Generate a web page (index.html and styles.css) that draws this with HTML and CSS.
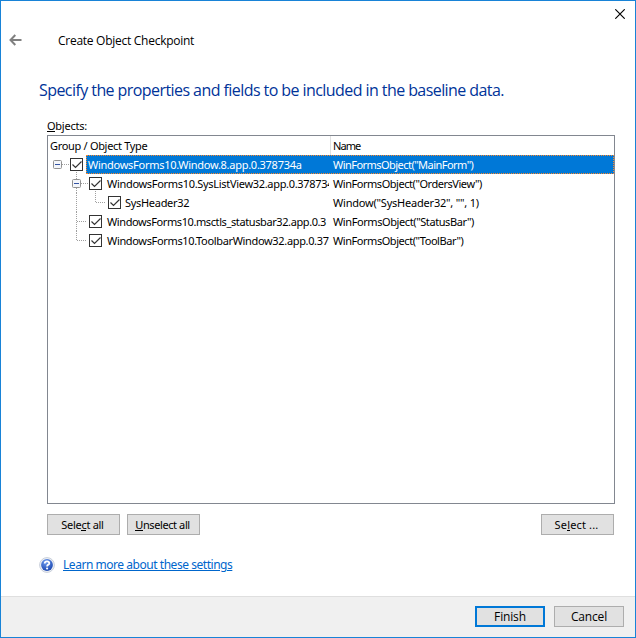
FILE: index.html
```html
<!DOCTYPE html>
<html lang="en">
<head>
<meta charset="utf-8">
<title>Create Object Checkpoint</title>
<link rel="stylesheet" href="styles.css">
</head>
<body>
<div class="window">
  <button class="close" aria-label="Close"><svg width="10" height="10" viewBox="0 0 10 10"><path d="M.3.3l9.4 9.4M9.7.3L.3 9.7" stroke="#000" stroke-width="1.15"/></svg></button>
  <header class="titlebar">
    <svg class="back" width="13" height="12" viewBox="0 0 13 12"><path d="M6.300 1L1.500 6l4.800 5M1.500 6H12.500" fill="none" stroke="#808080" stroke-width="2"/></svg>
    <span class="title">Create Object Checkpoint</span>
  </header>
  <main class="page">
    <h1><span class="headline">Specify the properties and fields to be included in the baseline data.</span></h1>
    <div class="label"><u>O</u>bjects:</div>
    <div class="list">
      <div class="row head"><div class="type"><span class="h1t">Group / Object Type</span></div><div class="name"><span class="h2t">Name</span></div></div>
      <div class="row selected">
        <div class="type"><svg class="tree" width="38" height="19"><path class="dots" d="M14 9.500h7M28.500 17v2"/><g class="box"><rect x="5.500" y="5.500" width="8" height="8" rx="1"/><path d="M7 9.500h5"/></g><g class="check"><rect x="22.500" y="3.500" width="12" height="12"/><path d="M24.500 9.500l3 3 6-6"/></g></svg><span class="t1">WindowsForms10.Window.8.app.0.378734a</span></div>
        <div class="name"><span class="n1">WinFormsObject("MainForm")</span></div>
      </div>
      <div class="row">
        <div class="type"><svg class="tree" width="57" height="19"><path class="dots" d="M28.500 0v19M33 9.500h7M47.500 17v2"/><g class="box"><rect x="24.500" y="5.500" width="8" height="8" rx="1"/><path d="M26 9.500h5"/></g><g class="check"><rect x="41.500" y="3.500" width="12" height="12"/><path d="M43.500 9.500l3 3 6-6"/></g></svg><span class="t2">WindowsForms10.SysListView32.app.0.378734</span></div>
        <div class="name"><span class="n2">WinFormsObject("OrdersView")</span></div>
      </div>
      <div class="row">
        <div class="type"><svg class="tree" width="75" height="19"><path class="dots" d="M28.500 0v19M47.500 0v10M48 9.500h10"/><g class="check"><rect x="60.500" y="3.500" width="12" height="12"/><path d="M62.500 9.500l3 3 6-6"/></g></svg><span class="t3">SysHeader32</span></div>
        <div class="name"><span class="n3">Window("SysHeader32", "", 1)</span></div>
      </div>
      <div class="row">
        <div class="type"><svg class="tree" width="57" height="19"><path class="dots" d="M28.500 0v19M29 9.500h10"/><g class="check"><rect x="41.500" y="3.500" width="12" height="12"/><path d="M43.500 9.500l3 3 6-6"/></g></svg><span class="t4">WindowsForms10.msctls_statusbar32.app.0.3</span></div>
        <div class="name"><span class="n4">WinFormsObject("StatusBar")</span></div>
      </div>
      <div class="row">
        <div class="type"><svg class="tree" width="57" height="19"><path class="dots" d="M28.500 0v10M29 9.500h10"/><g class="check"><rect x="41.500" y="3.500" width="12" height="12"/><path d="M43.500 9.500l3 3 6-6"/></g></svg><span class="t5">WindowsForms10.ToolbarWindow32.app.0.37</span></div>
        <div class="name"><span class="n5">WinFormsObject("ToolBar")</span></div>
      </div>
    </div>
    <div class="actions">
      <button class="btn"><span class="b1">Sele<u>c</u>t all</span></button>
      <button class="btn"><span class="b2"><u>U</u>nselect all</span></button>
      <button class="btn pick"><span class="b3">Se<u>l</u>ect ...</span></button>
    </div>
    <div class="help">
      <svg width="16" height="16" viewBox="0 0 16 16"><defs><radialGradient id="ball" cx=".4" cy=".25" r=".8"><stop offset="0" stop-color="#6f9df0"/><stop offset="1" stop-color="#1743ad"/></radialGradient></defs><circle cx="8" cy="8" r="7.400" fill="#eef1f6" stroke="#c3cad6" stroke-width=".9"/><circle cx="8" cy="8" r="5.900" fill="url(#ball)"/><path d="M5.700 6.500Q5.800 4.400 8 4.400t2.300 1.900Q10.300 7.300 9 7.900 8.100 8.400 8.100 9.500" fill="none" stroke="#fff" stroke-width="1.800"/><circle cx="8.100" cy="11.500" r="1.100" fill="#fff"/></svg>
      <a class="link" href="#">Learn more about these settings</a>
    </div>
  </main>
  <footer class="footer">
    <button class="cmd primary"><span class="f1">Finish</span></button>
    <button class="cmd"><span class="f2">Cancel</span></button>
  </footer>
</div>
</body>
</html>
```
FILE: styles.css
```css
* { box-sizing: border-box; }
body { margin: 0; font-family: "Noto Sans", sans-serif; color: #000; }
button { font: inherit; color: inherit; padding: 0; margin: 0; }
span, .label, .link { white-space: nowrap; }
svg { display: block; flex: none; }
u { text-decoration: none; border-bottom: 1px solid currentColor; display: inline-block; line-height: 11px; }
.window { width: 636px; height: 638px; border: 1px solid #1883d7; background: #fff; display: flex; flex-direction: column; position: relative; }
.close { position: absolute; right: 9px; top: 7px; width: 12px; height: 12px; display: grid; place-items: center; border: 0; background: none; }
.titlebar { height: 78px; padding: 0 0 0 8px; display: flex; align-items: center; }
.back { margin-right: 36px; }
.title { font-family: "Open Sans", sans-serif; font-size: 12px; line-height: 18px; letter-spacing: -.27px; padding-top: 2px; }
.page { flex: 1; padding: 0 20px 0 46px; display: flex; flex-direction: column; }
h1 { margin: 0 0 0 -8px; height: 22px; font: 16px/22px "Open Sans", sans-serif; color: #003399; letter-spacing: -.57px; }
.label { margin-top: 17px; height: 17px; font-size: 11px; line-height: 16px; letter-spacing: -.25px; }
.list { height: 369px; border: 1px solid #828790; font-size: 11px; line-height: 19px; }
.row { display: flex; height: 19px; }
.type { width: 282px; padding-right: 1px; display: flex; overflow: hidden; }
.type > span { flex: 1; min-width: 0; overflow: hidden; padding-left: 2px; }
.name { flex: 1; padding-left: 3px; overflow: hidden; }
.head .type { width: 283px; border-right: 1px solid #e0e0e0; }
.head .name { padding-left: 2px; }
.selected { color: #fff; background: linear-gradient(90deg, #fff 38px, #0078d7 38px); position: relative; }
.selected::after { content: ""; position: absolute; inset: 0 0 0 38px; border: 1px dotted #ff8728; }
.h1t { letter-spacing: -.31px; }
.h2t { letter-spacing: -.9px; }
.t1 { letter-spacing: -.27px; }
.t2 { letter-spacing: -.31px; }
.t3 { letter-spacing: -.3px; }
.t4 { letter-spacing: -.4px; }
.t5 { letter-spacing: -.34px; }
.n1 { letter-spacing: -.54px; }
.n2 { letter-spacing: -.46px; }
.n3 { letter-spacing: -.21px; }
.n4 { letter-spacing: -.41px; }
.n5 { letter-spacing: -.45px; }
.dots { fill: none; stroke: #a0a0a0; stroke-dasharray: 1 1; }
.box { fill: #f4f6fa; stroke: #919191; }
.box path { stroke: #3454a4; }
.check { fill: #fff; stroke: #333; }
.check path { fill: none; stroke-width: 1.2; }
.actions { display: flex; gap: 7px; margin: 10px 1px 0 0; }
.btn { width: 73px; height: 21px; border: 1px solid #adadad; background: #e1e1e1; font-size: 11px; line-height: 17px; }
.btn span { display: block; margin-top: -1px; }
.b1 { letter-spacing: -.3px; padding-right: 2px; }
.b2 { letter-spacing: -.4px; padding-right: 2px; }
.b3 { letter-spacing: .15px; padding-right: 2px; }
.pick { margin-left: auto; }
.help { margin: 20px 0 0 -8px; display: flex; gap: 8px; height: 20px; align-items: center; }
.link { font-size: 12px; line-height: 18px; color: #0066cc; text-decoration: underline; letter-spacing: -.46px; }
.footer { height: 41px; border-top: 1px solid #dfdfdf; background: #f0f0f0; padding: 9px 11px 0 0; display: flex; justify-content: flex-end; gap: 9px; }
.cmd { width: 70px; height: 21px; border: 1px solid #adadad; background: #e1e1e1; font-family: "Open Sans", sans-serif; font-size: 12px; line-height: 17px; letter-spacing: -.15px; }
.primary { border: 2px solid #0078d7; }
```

* WHAT TO WORK ON *
Tally the lines that hold the string "styles" and state the total, nothing more.

* ANSWER TO THE TASK *
3